Reviewed by classicsoncall 8 / 10 / 10

"I swore I was done with killing. She just wasn't done with me."

This Western gets short shrift by it's rating here on IMDb but I thought it was a pretty good one. The theme of course, has been done time and time again, but the principal characters and cinematography help it rise above it's B movie origins. I like the idea of real life fathers and sons portraying characters with the same relationship, so Donald Sutherland and son Kiefer made the story work here, of a long waylaid Civil War soldier returning to his home town only to be rebuffed by a preacher father who detests his son's reputation as a gunfighter.

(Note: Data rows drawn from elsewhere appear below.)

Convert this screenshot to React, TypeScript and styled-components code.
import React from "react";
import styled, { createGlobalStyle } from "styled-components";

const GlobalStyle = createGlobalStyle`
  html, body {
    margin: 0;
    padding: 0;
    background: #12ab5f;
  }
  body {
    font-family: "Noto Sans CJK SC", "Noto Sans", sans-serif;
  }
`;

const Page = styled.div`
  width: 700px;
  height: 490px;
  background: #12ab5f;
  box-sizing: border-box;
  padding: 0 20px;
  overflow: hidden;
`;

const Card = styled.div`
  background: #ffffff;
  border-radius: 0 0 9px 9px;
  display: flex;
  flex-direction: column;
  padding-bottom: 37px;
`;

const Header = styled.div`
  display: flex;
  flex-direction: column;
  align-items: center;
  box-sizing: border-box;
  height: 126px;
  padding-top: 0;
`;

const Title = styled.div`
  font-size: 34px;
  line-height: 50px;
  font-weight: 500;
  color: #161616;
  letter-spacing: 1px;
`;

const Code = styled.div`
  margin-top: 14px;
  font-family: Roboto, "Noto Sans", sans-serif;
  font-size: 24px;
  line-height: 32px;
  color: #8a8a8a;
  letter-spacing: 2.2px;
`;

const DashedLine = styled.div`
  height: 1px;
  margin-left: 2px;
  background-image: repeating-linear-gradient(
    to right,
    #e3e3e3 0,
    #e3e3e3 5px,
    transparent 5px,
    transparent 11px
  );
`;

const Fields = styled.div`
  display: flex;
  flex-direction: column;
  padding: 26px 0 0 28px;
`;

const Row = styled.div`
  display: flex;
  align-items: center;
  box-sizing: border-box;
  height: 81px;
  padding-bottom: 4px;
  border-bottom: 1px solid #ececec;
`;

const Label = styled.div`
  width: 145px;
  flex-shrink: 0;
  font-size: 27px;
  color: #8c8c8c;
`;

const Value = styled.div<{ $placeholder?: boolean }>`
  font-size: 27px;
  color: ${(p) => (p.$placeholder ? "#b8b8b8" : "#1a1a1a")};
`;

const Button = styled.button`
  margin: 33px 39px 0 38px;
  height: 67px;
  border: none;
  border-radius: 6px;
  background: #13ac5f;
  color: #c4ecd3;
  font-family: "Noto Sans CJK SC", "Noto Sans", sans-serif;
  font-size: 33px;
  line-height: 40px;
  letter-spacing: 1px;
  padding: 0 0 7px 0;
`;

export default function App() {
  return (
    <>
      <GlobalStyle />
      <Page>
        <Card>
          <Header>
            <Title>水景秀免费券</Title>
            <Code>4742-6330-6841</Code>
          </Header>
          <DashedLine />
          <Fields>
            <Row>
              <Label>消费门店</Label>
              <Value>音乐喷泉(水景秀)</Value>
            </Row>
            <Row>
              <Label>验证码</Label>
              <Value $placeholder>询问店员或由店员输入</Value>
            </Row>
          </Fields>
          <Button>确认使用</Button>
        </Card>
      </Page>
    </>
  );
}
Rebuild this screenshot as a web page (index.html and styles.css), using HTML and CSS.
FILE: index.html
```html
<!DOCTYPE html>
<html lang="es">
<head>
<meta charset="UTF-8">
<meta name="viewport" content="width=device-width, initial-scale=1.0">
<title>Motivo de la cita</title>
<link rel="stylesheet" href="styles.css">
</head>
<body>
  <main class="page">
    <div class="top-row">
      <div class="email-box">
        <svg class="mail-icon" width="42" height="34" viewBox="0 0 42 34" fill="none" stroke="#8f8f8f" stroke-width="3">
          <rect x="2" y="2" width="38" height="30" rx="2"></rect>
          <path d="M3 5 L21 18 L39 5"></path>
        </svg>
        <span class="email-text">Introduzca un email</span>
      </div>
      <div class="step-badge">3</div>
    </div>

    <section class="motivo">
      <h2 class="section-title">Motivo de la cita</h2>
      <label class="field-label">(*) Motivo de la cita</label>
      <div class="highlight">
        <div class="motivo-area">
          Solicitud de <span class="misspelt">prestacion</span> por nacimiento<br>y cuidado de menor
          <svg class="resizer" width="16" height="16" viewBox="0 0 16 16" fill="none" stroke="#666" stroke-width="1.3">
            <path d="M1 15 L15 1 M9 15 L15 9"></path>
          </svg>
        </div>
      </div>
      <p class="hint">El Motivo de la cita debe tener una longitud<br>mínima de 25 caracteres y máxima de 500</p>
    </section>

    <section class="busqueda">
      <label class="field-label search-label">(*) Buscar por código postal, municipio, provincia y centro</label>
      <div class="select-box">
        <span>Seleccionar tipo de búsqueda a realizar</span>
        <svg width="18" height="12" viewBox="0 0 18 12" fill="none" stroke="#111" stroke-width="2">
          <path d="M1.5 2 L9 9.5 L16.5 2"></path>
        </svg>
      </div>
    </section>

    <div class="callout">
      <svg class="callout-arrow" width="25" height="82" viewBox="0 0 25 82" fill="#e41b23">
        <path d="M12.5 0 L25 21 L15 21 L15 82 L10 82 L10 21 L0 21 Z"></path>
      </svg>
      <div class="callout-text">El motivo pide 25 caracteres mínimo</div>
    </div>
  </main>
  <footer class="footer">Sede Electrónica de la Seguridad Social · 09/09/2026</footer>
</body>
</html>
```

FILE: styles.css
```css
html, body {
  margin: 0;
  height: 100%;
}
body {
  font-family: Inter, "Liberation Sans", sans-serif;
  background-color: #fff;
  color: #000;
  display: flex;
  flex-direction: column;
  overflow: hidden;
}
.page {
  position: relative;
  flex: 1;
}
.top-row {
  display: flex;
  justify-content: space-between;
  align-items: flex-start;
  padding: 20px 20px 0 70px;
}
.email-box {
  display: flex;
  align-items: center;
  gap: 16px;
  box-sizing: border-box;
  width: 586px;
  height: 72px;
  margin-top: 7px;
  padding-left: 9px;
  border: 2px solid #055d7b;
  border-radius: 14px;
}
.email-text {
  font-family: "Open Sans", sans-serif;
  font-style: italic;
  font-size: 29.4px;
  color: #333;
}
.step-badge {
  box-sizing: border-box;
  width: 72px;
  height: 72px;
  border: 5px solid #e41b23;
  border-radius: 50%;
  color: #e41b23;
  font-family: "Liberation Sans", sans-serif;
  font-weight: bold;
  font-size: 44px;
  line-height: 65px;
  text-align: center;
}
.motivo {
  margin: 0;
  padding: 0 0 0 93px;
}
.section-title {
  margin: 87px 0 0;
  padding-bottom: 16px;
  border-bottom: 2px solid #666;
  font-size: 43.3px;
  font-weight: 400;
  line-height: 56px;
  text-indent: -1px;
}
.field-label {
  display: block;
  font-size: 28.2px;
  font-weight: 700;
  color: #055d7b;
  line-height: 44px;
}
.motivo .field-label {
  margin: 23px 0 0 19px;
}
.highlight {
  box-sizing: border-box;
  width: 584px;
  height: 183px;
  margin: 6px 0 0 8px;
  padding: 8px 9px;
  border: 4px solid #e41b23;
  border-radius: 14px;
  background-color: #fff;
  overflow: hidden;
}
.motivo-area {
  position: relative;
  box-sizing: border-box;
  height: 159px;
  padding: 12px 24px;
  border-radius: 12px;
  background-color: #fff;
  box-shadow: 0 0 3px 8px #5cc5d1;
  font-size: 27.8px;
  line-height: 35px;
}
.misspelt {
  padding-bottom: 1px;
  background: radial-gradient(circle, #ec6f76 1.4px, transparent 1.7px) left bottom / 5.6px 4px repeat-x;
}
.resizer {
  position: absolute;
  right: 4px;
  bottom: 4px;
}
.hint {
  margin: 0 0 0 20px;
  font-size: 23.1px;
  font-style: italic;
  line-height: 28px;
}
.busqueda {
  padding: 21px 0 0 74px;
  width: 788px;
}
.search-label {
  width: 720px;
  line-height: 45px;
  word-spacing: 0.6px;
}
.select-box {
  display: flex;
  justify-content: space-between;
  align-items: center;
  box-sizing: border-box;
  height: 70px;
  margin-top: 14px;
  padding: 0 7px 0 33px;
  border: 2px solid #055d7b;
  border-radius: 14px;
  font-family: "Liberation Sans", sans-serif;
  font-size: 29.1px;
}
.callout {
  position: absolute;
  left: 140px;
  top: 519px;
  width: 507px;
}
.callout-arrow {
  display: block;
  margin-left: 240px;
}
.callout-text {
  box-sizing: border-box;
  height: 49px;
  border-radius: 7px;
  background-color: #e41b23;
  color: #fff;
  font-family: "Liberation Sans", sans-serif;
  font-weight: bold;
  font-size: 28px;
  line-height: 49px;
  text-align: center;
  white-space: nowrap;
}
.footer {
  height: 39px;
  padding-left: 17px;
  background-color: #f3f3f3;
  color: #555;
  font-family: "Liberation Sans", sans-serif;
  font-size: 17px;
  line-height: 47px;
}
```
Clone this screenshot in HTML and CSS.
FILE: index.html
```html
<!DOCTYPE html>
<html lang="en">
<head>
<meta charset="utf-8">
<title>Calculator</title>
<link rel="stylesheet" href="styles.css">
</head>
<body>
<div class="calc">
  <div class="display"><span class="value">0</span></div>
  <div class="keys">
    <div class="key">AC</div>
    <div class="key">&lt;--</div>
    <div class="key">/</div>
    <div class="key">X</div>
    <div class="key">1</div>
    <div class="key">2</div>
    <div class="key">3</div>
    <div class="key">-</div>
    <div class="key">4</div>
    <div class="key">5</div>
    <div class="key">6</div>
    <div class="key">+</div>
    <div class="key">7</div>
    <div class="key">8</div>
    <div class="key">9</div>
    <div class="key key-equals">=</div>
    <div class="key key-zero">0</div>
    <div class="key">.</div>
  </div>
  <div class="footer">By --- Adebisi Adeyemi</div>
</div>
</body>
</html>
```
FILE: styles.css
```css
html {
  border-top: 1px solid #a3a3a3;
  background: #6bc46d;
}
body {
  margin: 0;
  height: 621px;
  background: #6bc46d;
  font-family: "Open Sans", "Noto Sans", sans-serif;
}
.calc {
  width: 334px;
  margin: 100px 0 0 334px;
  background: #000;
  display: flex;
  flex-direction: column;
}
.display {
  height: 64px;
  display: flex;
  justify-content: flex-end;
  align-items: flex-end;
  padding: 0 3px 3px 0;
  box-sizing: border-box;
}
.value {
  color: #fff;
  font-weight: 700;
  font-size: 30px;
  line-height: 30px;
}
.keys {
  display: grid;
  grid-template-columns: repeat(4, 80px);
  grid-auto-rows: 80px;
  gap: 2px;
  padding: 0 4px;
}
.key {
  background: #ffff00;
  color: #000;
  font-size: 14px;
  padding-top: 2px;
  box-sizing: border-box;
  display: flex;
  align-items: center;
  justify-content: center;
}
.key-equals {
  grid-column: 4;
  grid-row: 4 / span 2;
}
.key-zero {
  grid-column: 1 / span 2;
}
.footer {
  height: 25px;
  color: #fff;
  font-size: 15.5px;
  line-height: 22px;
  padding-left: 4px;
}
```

What would have made the story distressing to me is if John Henry Clayton (Kiefer Sutherland) had reunited with his former fiancé, Mary Alice Watson (Demi Moore). That would have made the story more than intentionally clichéd, so I found it appealing that John Henry's ride into the sunset was done as a loner. The most interesting character here for me was Gentleman Dave Turner (Michael Wincott), hired gun of town boss James McCurdy (Brian Cox), who's conversations with John Henry hinted at mutual respect even while foreshadowing a presumed, eventual showdown. If there's ever another 'Gunfight at the O.K. Corral' remake, I think Wincott could make a quintessential Doc Holliday, he had just the right looks and temperament for the infamous gunman. I got a kick out of that scene when John Henry arrived at Mr. Parsons' (Dave Trimble) general store inquiring about the LeMat he had on display for sale. Eventually realizing that Clayton only needed it for the remainder of the day, his offer of a good price on the firearm turned into "Or you can borrow it". I thought that was classic.